Shaw Communications Inc. (TSX:SJR.B)(NYSE:SJR) is an underrated dividend-growth king that is set to be a huge disruptor in the Canadian telecom industry. I believe the stock is the best long-term play for income investors looking for value, growth, and a high yield.
The stock is still down 12% from its December 2014 high, and many investors have passed on the stock because they weren’t fans of the acquisition of Wind Mobile, which has since been renamed Freedom Mobile. Sure, it was a pricey acquisition, and it won’t make a huge impact on earnings in the short term, but in the long run, the wireless segment will be a huge driver of free cash flow that will be a catalyst for generous annual dividend increases. This short-term thinking created a very attractive entry point for long-term investors.
Shaw is taking things slow and steady with Freedom Mobile
Phillip Huang, a Barclays analyst, stated, “We are somewhat surprised that Freedom has not turned more aggressive in driving subscriber growth given its inherent advantage with pricing and market share.” I believe the company will ramp up marketing when the time is right.

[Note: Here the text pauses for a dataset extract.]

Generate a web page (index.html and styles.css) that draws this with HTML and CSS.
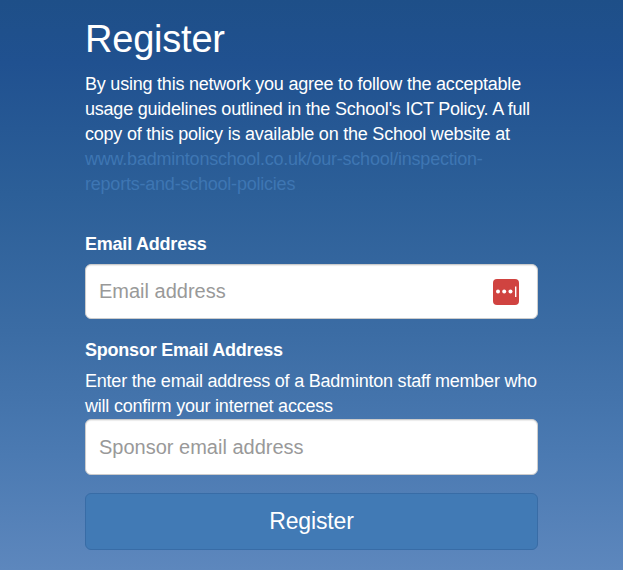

The management team is focused on improving its network for now, but later down the line, we’ll see Freedom get serious about growing its subscriber base.
The company wants to win over Canadian wireless users by attempting to find the perfect balance between affordability and reliability. Shaw has been investing heavily in improving its LTE network, which won’t increase short-term earnings, but it will drive subscriber growth in the long run.
When will subscriber growth start soaring? It probably will sometime in the next three years once Freedom’s network is improved. But don’t expect subscriber growth to soar sharply over a given quarter. It’s likely that subscriber growth will pick up momentum once the network is up to speed and the management team gets more aggressive with subscriber growth initiatives.
Terrific long-term growth prospects and a fat dividend yield
Freedom currently has the lowest average revenue per user because its phones and plans are miles cheaper than those of the Big Three. Freedom’s market share is in the single digits, so there’s a ton of room to gain subscribers. It’s the Big Three incumbent’s subscriber base to lose, and I think it will be interesting to see how much of a disruptor Freedom will be over the next few years.
If you’re an investor with a time horizon of five years or more, then pick up shares of Shaw Communications Inc. and collect the fat 4.26% dividend yield while Freedom Mobile becomes a major disruptor in the Canadian telecom scene.